As for the Greens, well they still have one MP who has managed to increase her vote share and also they have managed to go from around 1% to around 4%, like UKIP a huge improvement. I suspect in years to come they will continue to take votes from Labour from the left and assuming Caroline Lucas regains the leadership they could do even better next time. They came close in a couple of other constituencies this time around.


Conclusions

We are literally living in a different political world. Scotland has gone SNP yellow. Great swathes of England outside of the North and London are blue. The Lib Dems are almost nowhere to be seen and for the first time in nearly 20 years we have a majority Conservative government at Westminster. It will take time for all of us to adjust to this new reality.

One thing I am almost certain of though is that I will never again witness a night of politics as exciting or devastating as the one I watched from a chair in a makeshift radio studio in Margate last Friday morning.




*Before anyone says, yes I know not all Lib Dem MPs voted for it, indeed many backbenchers did not but that is almost beside the point. The party leadership and its MPs in government did vote for it and that was devastating.
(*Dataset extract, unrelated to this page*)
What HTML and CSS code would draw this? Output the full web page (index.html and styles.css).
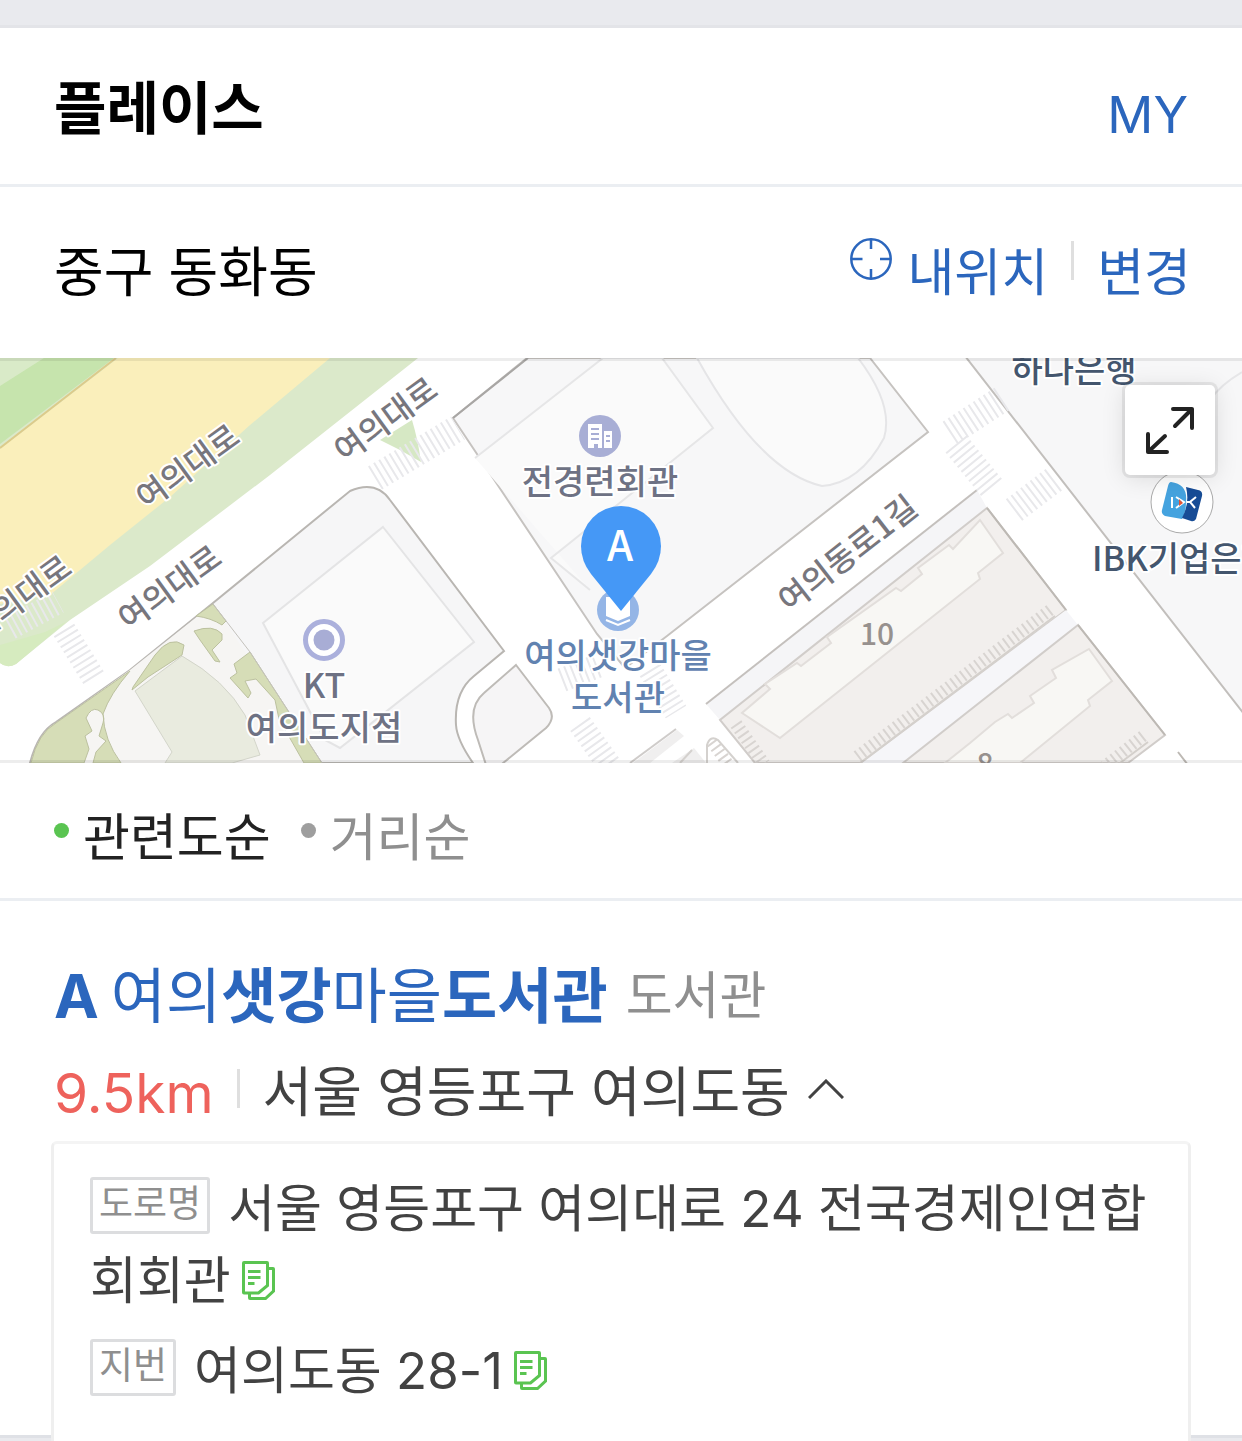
FILE: index.html
```html
<!DOCTYPE html>
<html lang="ko">
<head>
<meta charset="utf-8">
<meta name="viewport" content="width=device-width, initial-scale=1">
<title>플레이스</title>
<link rel="stylesheet" href="styles.css">
</head>
<body>
<svg width="0" height="0" class="symbols" aria-hidden="true">
  <symbol id="copy" viewBox="0 0 33 39">
    <path d="M3 1.5h22q.5 0 .5.5v22.500l-9 7.500H2q-.5 0-.5-.5V2q0-.5.5-.5z"/>
    <path d="M26 7.500h5q.5 0 .5.5v22l-8 7.500H8q-.5 0-.5-.5v-5"/>
    <path d="M6 10.500h12.500M6 16.500h12.500M6 22.500h6.500"/>
  </symbol>
</svg>
<div class="page">
  <div class="band"></div>
  <header class="header">
    <h1 class="title">플레이스</h1>
    <a class="my" href="#">MY</a>
  </header>

  <section class="location">
    <p class="area">중구 동화동</p>
    <div class="location-links">
      <a class="link locate" href="#">
        <svg class="target" viewBox="0 0 42 42" stroke-width="2.5" aria-hidden="true"><circle cx="21" cy="21" r="19.700"/><path d="M21 2v9M21 40v-9M2 21h10.500M40 21H30"/></svg>
        <span>내위치</span>
      </a>
      <span class="divider"></span>
      <a class="link" href="#">변경</a>
    </div>
  </section>

  <section class="map" aria-label="지도">
    <svg class="map-canvas" viewBox="0 358 1242 405" preserveAspectRatio="xMidYMid slice">
      <rect y="358" width="1242" height="405" fill="#fff"/>
      <!-- park strip along the avenue -->
      <path d="M0 358H418L270 475 150 566 70 620 16 664Q7 669 0 663z" fill="#dbe9ca"/>
      <path d="M0 645L45 632 66 622 16 664Q7 669 0 663z" fill="#d6ebbf"/>
      <path d="M118 358H330L250 425 170 497 110 545 50 595 0 604V449z" fill="#faefbb"/>
      <path d="M0 358H114L0 444z" fill="#c6e4ad"/>
      <path d="M0 358H44L0 386z" fill="#d9eac8"/>
      <path d="M116 358L0 448" stroke="#dccb8b" stroke-width="2"/>
      <path d="M380 440L412 420Q418 440 421 462L400 450z" fill="#d6e8c4"/>

      <!-- KT block and garden -->
      <path d="M30 763Q38 732 56 722L130 670 213 603 350 491Q376 480 390 500L504 651 474 676Q454 692 456 725 457 740 473 763z" fill="#f6f6f7" stroke="#b9b6b2" stroke-width="2"/>
      <path d="M213 604L130 670 56 723Q38 733 31 763H320z" fill="#f6f5f3"/>
      <path d="M383 527L474 642 340 748 325 740 263 623z" fill="#fafafa" stroke="#e4e4e5" stroke-width="2"/>
      <g fill="#d6ddb7" stroke="#bcc19f">
        <path d="M130 671L56 723Q38 733 31 763H84L89 749 85 736 92 731 86 718Q91 707 98 710 106 714 103 723L99 736 106 741 96 752 93 763H121Q104 740 103 714 110 694 130 671z"/>
        <path d="M133 687L155 655Q170 635 184 645L182 655 148 677 132 690z"/>
        <path d="M213 604L226 621 222 625Q211 618 196 616z"/>
        <path d="M194 631Q213 624 222 634L222 640 212 650 220 662 215 661 200 640z"/>
        <path d="M250 652L234 664 237 673 230 678 248 698 251 693 245 681 256 679 275 700 279 719 304 763H322z"/>
      </g>
      <path d="M182 656L135 691 172 752 165 763H232L260 755 245 715Q225 680 182 656z" fill="#e9ebdf" stroke="#d3d5ca"/>
      <path d="M213 604L250 652 322 763" fill="none" stroke="#c4c2bc"/>
      <path d="M516 665L549 708Q556 718 546 728L497 768H487L478 740Q466 708 484 693z" fill="#f6f5f6" stroke="#bebbb7" stroke-width="2"/>

      <!-- library block -->
      <path d="M527 358L453 418 597 634 625 668 667 636 928 432 870 358z" fill="#f7f7f8" stroke="#c6c3c0" stroke-width="2"/>
      <path d="M475 458L603 358H662L713 428 672 461 551 558 590 590" fill="#fafafa" stroke="#e6e6e7" stroke-width="2"/>
      <path d="M697 358Q760 472 822 486 860 483 884 438 894 405 858 358z" fill="#fafafa" stroke="#e5e5e7" stroke-width="2"/>
      <path d="M528 358L453 418" stroke="#a8a6a4" stroke-width="2"/>

      <!-- bank block -->
      <path d="M965 356L1244 714V356z" fill="#f7f7f8" stroke="#c2bfbc" stroke-width="2"/>
      <path d="M1242 372Q1220 385 1210 400" fill="none" stroke="#e6e6e8" stroke-width="2"/>

      <!-- apartment blocks -->
      <path d="M977 490L706 704 720 720 987 508z" fill="#f5f5f7"/>
      <path d="M977 490L706 704" stroke="#c4c0bd" stroke-width="2"/>
      <path d="M987 508L720 720 755 763H862L1066 610z" fill="#f2efed" stroke="#d1cdca" stroke-width="2"/>
      <path d="M980 520L1003 553 978 573 980 579 780 738 742 713 770 689 765 684 797 663 801 666 831 643 827 637 896 588 901 591 922 574 918 568 949 545 953 549z" fill="#f8f7f4" stroke="#e2dedb" stroke-width="2"/>
      <path d="M1066 610L862 763H905L1078 625z" fill="#f6f6f9"/>
      <path d="M1078 625L903 763H1128L1165 735z" fill="#f2efed" stroke="#d1cdca" stroke-width="2"/>
      <path d="M1089 649L1112 681 1088 700 1090 706 1020 763H945L970 743 995 722 1008 714 1012 718 1034 703 1030 696 1056 678 1052 670z" fill="#f8f7f4" stroke="#e2dedb" stroke-width="2"/>
      <path d="M987 508L1066 610M1078 625L1165 735M1178 752L1188 765" stroke="#bdb9b4" stroke-width="2"/>
      <path d="M633 763L677 730 684 736 650 763zM672 763L694 748 706 763z" fill="#f0efef"/>
      <path d="M630 763L676 729" fill="none" stroke="#cfccca" stroke-width="2"/>
      <g fill="none" stroke="#d8d4d1">
        <path d="M1050 610L855 758" stroke-width="12" stroke-dasharray="2 4"/>
        <path d="M1143 736L1105 766" stroke-width="12" stroke-dasharray="2 4"/>
        <path d="M736 724L764 764" stroke-width="13" stroke-dasharray="2 4"/>
        <path d="M712 742L728 764" stroke-width="12" stroke-dasharray="2 4"/>
      </g>
      <path d="M1055 616L860 763M1148 742L1120 763" stroke="#d4d0cc" stroke-width="2"/>
      <path d="M707 763V745Q710 735 718 740L738 763M680 763L692 750" fill="none" stroke="#d4d1ce" stroke-width="2"/>
      <!-- crosswalks -->
      <g fill="none" stroke="#e8e8eb">
        <path d="M950 433L1002 399M956 444L992 488M1014 510L1056 478M375 478L458 428" stroke-width="27" stroke-dasharray="2 4"/>
        <path d="M64 630L95 680M10 628L58 602M580 724L610 766M562 680L600 665M650 670L676 712" stroke-width="24" stroke-dasharray="2 4"/>
      </g>

      <g class="road">
        <text transform="translate(188 467) rotate(-36)" y="11">여의대로</text>
        <text transform="translate(170 588) rotate(-36)" y="11">여의대로</text>
        <text transform="translate(386 420) rotate(-36)" y="11">여의대로</text>
        <text transform="translate(20 598) rotate(-36)" y="11">여의대로</text>
        <text transform="translate(848 554) rotate(-38)" y="11">여의동로1길</text>
      </g>
      <g class="block-number"><text x="877" y="645">10</text><text x="985" y="775">8</text></g>

      <circle cx="600" cy="436" r="21" fill="#a8aed5"/>
      <path d="M588 424H602V448H598V444H594V448H588zM604 431H612V448H604z" fill="#fff"/>
      <path d="M591 429h8M591 434h8M591 439h8M606 436h4M606 441h4" stroke="#a8aed5" stroke-width="2"/>
      <circle cx="324" cy="640" r="18.500" fill="#fff" stroke="#abb0dc" stroke-width="5"/>
      <circle cx="324" cy="640" r="10.500" fill="#a8add5"/>
      <circle cx="618" cy="610" r="21" fill="#94b5e6"/>
      <path d="M606 597H630V616L618 621 606 616z" fill="#fff"/>
      <path d="M606 620L618 625 630 620" fill="none" stroke="#fff" stroke-width="2"/>
      <circle cx="1182" cy="502" r="31" fill="#fff" stroke="#aaa"/>
      <path d="M1171 482Q1188 484 1186 502 1186 513 1182 519L1165 516Q1161 514 1162 510L1168 486Q1169 482 1171 482z" fill="#45a3df"/>
      <path d="M1186 487L1198 490Q1203 491 1202 496L1196 519Q1194 522 1191 521L1182 518Q1190 503 1186 487z" fill="#174c96"/>
      <path d="M1172 497v11M1176 497l8 5-8 6M1187 502h3M1196 497l-6 5 5 6" fill="none" stroke="#fff" stroke-width="2"/>
      <path d="M1179 499l4 4-4 3z" fill="#e35435"/>

      <g class="place"><text x="600" y="494">전경련회관</text><text x="324" y="698">KT</text><text x="324" y="740">여의도지점</text></g>
      <g class="place library"><text x="618" y="668">여의샛강마을</text><text x="618" y="710">도서관</text></g>
      <g class="place bank"><text x="1074" y="382">하나은행</text><text class="from-start" x="1092" y="571">IBK기업은행</text></g>

      <path d="M621 611L591 574Q581 561 581 546A40 40 0 0 1 661 546Q661 561 651 574z" fill="#4598f6"/>
      <text class="pin-letter" x="620" y="561">A</text>
    </svg>
    <button class="expand" type="button" aria-label="지도 확대">
      <svg viewBox="0 0 48 48" aria-hidden="true"><path d="M27 3H46V22M46 3L29 20M2 28V46H21M2 46L19 30"/></svg>
    </button>
  </section>

  <nav class="sort" aria-label="정렬">
    <a class="sort-item is-active" href="#">관련도순</a>
    <a class="sort-item" href="#">거리순</a>
  </nav>

  <main class="result">
    <div class="heading">
      <h2 class="name"><a href="#"><b class="rank">A</b>여의<b>샛강</b>마을<b>도서관</b></a></h2>
      <span class="category">도서관</span>
    </div>
    <div class="summary">
      <span class="distance">9.5km</span>
      <span class="divider"></span>
      <button class="address-toggle" type="button" aria-expanded="true">
        <span>서울 영등포구 여의도동</span>
        <svg class="chevron" viewBox="0 0 36 20" aria-hidden="true"><path d="M1 19L18 2 35 19"/></svg>
      </button>
    </div>
    <div class="panel-anchor">
      <div class="panel">
        <p class="address"><span class="badge">도로명</span>서울 영등포구 여의대로 24 전국경제인연합회회관<button class="copy" type="button" aria-label="도로명 주소 복사"><svg aria-hidden="true"><use href="#copy"/></svg></button></p>
        <p class="address"><span class="badge">지번</span>여의도동 28-1<button class="copy" type="button" aria-label="지번 주소 복사"><svg aria-hidden="true"><use href="#copy"/></svg></button></p>
      </div>
    </div>
  </main>
  <div class="band band-bottom"></div>
</div>
</body>
</html>
```
FILE: styles.css
```css
* {
  box-sizing: border-box;
}

body,
h1,
h2,
p {
  margin: 0;
}

body {
  background: #fff;
  color: #424242;
  font-family: Inter, "Noto Sans CJK KR", sans-serif;
  font-size: 51px;
  line-height: 72px;
}

a {
  color: inherit;
  text-decoration: none;
}

button {
  padding: 0;
  border: 0;
  background: none;
  color: inherit;
  font: inherit;
  cursor: pointer;
}

.symbols {
  position: absolute;
}

.page {
  display: flex;
  flex-direction: column;
  min-height: 100vh;
  overflow: hidden;
}

.band {
  height: 28px;
  background: #e9eaee;
  border-bottom: 3px solid #e3e4e8;
}

.band-bottom {
  height: 6px;
  border-top: 3px solid #dfe1e6;
  border-bottom: 0;
}

.header {
  display: flex;
  justify-content: space-between;
  align-items: flex-start;
  padding: 45px 54px 33px;
  border-bottom: 3px solid #ebeef2;
}

.title {
  color: #000;
  font-size: 57px;
  font-weight: 700;
}

.my {
  margin-top: 6px;
  color: #2b66bd;
}

.location {
  display: flex;
  justify-content: space-between;
  padding: 50px 51px 49px 54px;
}

.area {
  color: #000;
  font-size: 54px;
}

.location-links,
.locate,
.summary,
.heading,
.address-toggle {
  display: flex;
  align-items: flex-start;
}

.link {
  color: #2b66bd;
}

.locate {
  gap: 15px;
}

.target {
  width: 42px;
  height: 42px;
  margin-top: 1px;
  fill: none;
  stroke: #2b66bd;
}

.divider {
  width: 3px;
  height: 39px;
  margin: 4px 23px 0;
  background: #dfdfdf;
}

.map {
  position: relative;
  height: 405px;
  overflow: hidden;
}

.map::after {
  content: "";
  position: absolute;
  inset: 0;
  border: solid rgba(0, 0, 0, 0.07);
  border-width: 3px 0;
  pointer-events: none;
}

.map-canvas {
  display: block;
  width: 100%;
  height: 100%;
}

.map-canvas text {
  font-family: "Noto Sans CJK KR", sans-serif;
  font-size: 34px;
  font-weight: 500;
  text-anchor: middle;
  stroke: #fff;
  stroke-width: 4px;
  stroke-linejoin: round;
  paint-order: stroke;
}

.map-canvas .road text {
  fill: #77767d;
  font-size: 32px;
}

.map-canvas .block-number text {
  fill: #97918e;
  font-size: 30px;
  stroke: none;
}

.map-canvas .place text {
  fill: #6e7284;
}

.map-canvas .library text {
  fill: #6182b0;
}

.map-canvas .bank text {
  fill: #44566e;
}

.map-canvas .bank .from-start {
  text-anchor: start;
}

.map-canvas .pin-letter {
  fill: #fff;
  stroke: none;
  font-size: 42px;
}

.expand {
  position: absolute;
  top: 27px;
  right: 27px;
  display: grid;
  place-items: center;
  width: 90px;
  height: 90px;
  border-radius: 5px;
  background: #fff;
  box-shadow: 0 0 0 3px rgba(0, 0, 0, 0.07), 0 3px 24px rgba(0, 0, 0, 0.12);
}

.expand svg {
  width: 48px;
  height: 48px;
  fill: none;
  stroke: #222;
  stroke-width: 4;
  stroke-linecap: round;
  stroke-linejoin: round;
  overflow: visible;
}

.sort {
  display: flex;
  gap: 30px;
  padding: 39px 54px 24px;
  border-bottom: 3px solid #ebeef2;
}

.sort-item {
  display: flex;
  gap: 14px;
  color: #8f8f8f;
}

.sort-item::before {
  content: "";
  width: 15px;
  height: 15px;
  margin-top: 21px;
  border-radius: 50%;
  background: #9e9e9e;
}

.sort-item.is-active {
  color: #222;
}

.sort-item.is-active::before {
  background: #5ac451;
}

.result {
  flex: 1;
  padding: 53px 51px 0;
}

.heading {
  gap: 18px;
  align-items: center;
  padding-left: 3px;
}

.name {
  color: #2b66bd;
  font-size: 60px;
  font-weight: 400;
  line-height: 84px;
}

.rank {
  margin-right: 12px;
}

.category {
  color: #8f8f8f;
}

.summary {
  margin-top: 19px;
  padding-left: 3px;
  font-size: 54px;
}

.summary .divider {
  margin-top: 12px;
}

.distance {
  color: #ee625c;
  font-size: 55px;
}

.address-toggle {
  gap: 18px;
}

.chevron {
  width: 36px;
  height: 20px;
  margin-top: 22px;
  fill: none;
  stroke: #424242;
  stroke-width: 3;
}

.panel-anchor {
  position: relative;
  margin-top: 12px;
}

.panel {
  position: absolute;
  inset: 0 0 auto;
  padding: 29px 36px 60px;
  border: 3px solid #efefef;
  border-top-color: #f4f4f4;
  border-radius: 6px;
  background: #fff;
}

.address {
  word-break: break-all;
}

.address + .address {
  margin-top: 18px;
}

.badge {
  display: inline-block;
  height: 57px;
  margin: 4px 18px 0 0;
  padding: 0 6px;
  border: 3px solid #dcdddf;
  border-radius: 3px;
  color: #8f8f8f;
  font-size: 37px;
  line-height: 48px;
  vertical-align: top;
}

.copy {
  display: inline-block;
  width: 33px;
  height: 39px;
  margin: 16px 0 0 11px;
  vertical-align: top;
}

.copy svg {
  display: block;
  width: 33px;
  height: 39px;
  fill: none;
  stroke: #5ac451;
  stroke-width: 3;
}
```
**I am aware that technically the Special Conference was not required as constitutionally within the Lib Dem Party it is a back-stop that is only needed to be used if the minimum 75% majority from the parliamentary party and the Federal Executive cannot be achieved which in this case it already had been. But once the Special Conference had been called (which Clegg probably correctly judged was politically necessary even though it wasn't technically required), they had to get the 2/3rds majority or the coalition would have been dead in the water. It is also worth pointing out that the parliamentary party and the FE may well not have got over the 75% threshold if the way the tuition fees situation would play out had been properly understood.